A. CIRTL: The Big Picture

 The mission of the Center for the Integration of Research, Teaching and Learning (CIRTL) is:

To develop a national faculty in science, technology, engineering, and mathematics (STEM) committed to implementing and advancing effective teaching practices for diverse student audiences as part of their professional careers.

The strategic leverage point of CIRTL is graduate education. 80% of U.S. Ph.D.’s are granted at only 100 doctoral universities. Many of these graduates disperse among the faculties of several thousand institutions of higher education, and they become the engine of STEM undergraduate education in the United States.

Three core ideas form the foundation of all that CIRTL does: Teaching-as-Research, Learning Community, and Learning-through-Diversity. When doing teaching-as-research, STEM faculty engage in their teaching as they engage in their research - consider prior work, hypothesize, implement, collect data, analyze, and improve. This work is fostered in interdisciplinary learning communities that bring together those doing teaching-as-research. These learning communities promote understanding of learning-through-diversity, the idea that learning of all students is enhanced as teachers draw on their diversity. (www.cirtl.net/pillars)

The CIRTL Network connects universities building on the CIRTL ideas to prepare the national STEM faculty. Shared ideas among Network universities allow each institution to more rapidly advance opportunities and effectively use resources. Shared learning of Network graduate students better prepares them for the diverse teaching and research settings that they will encounter in their careers. And shared action better positions Network universities for funding and national impact.

Each university in the CIRTL Network develops, implements, and evaluates a local learning community and associated programs for future faculty on its campus. These learning communities all share the CIRTL core ideas, but each is uniquely innovative in ways that reflect the wide variety of campus cultures, missions, students and circumstances. (www.cirtl.net/coreinstitutionalmembers)

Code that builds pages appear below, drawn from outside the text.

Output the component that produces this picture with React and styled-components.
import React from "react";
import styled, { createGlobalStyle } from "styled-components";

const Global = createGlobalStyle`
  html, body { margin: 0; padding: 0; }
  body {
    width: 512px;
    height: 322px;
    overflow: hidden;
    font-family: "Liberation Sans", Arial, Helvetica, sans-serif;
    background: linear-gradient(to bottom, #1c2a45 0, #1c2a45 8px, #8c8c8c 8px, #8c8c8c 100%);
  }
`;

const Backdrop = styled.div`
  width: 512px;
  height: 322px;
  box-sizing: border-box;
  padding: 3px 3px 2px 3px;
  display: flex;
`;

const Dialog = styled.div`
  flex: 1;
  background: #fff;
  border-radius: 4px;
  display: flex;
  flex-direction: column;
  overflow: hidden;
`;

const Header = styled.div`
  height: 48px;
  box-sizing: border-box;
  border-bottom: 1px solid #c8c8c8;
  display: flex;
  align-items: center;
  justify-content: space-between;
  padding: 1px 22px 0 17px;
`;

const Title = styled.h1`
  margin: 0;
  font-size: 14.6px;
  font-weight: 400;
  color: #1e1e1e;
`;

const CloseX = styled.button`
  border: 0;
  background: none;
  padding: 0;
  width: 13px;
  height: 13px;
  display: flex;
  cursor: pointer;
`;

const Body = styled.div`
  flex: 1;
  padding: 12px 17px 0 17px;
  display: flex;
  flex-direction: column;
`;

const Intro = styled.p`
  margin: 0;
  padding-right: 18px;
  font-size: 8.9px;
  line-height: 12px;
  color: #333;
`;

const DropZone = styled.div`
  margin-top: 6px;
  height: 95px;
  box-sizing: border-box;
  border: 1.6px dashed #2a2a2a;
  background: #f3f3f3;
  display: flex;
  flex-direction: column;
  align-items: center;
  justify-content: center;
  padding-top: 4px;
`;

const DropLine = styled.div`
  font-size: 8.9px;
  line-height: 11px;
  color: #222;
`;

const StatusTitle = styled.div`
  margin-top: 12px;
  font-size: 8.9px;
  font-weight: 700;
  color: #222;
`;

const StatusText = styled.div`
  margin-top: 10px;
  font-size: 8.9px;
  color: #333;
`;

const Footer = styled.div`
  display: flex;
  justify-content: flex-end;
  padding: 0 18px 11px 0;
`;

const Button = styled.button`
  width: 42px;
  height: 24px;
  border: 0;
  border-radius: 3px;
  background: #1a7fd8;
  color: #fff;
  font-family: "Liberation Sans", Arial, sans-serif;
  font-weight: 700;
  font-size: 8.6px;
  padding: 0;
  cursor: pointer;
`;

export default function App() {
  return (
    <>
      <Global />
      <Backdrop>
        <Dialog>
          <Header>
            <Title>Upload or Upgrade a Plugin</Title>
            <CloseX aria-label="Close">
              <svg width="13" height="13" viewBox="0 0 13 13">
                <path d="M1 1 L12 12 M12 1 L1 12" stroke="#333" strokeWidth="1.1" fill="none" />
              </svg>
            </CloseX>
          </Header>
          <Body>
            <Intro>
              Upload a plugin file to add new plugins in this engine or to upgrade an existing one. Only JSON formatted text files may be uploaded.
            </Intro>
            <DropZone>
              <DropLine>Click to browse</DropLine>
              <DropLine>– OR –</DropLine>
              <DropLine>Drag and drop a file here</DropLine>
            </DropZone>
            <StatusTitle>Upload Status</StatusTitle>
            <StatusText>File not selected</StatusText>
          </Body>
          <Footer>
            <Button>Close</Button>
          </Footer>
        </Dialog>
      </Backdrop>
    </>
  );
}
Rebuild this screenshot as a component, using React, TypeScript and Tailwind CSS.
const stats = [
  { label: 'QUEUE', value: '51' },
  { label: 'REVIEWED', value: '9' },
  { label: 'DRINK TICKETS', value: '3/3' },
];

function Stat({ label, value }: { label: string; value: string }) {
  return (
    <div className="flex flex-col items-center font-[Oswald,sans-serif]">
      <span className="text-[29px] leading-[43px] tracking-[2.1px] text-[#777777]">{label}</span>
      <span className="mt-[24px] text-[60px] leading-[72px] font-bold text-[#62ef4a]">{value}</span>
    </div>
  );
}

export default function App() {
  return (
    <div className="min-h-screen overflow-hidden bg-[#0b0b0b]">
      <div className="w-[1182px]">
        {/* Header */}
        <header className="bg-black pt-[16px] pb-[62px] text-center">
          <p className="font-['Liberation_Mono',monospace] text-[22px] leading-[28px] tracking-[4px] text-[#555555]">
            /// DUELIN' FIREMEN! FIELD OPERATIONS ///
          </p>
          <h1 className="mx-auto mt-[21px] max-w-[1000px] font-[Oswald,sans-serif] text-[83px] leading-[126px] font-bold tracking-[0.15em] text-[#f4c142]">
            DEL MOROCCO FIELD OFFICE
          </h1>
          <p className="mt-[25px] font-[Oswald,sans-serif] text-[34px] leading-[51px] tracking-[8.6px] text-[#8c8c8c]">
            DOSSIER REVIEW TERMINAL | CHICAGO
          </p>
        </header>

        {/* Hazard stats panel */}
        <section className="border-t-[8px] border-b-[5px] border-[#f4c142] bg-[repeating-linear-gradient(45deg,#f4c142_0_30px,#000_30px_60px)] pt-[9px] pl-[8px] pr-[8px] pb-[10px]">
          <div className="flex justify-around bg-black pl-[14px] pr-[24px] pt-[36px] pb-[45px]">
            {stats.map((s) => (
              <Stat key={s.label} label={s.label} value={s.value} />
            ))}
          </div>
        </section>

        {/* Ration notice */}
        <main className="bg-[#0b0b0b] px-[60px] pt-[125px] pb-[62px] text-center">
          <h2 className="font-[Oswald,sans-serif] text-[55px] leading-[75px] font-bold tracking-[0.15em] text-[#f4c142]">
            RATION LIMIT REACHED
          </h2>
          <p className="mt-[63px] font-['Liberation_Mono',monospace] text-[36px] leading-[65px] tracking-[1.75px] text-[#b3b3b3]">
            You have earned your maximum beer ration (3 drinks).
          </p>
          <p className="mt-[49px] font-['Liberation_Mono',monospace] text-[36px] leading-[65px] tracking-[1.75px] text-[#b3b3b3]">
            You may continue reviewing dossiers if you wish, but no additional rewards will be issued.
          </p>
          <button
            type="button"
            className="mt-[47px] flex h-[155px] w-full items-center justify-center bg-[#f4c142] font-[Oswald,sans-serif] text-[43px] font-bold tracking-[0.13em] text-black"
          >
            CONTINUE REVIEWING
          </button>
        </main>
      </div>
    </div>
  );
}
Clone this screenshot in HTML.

Each university also contributes to a cross-Network learning community. These programs allow the graduate students on every campus to draw on the rich diversity of the other Network universities. Much of this cross-Network learning community happens on-line, and we envision steadily expanding connectivity of CIRTL Network future faculty to the entire landscape of undergraduate institutions. (www.cirtl.net/cafe)

In 2011 we will expand the CIRTL Network from 6 to 25 universities. We are seeking new partners committed to preparing future faculty who are both superb researchers and excellent teachers. We also seek partners whose graduates will play a significant role in the future national STEM faculty. Finally, the strengths of new partner universities should complement and expand the strengths of the current Network.

The CIRTL Network and its core ideas align well with other STEM reform efforts taking place throughout the country (www.cirtl.net/CIRTLoutcomes). As we expand the CIRTL Network, we expect many interested doctoral universities to have programs that share common elements with CIRTL, although these programs may use other language such as scientific teaching, scholarly teaching, the scholarship of teaching and learning and the like. We look forward to joining with and learning from such diverse future faculty preparation initiatives. We also anticipate that each new partner in the CIRTL Network will find resonance in the core ideas of CIRTL, and will be able to use these ideas to adapt and enhance future faculty preparation in ways uniquely their own.

 

[3] By future faculty” we mean graduate students and post-doctoral researchers. While CIRTL learning communities have always been welcoming to post-doctoral researchers, more recently CIRTL has begun to expand its focus to include programming specifically for post-doctoral researchers.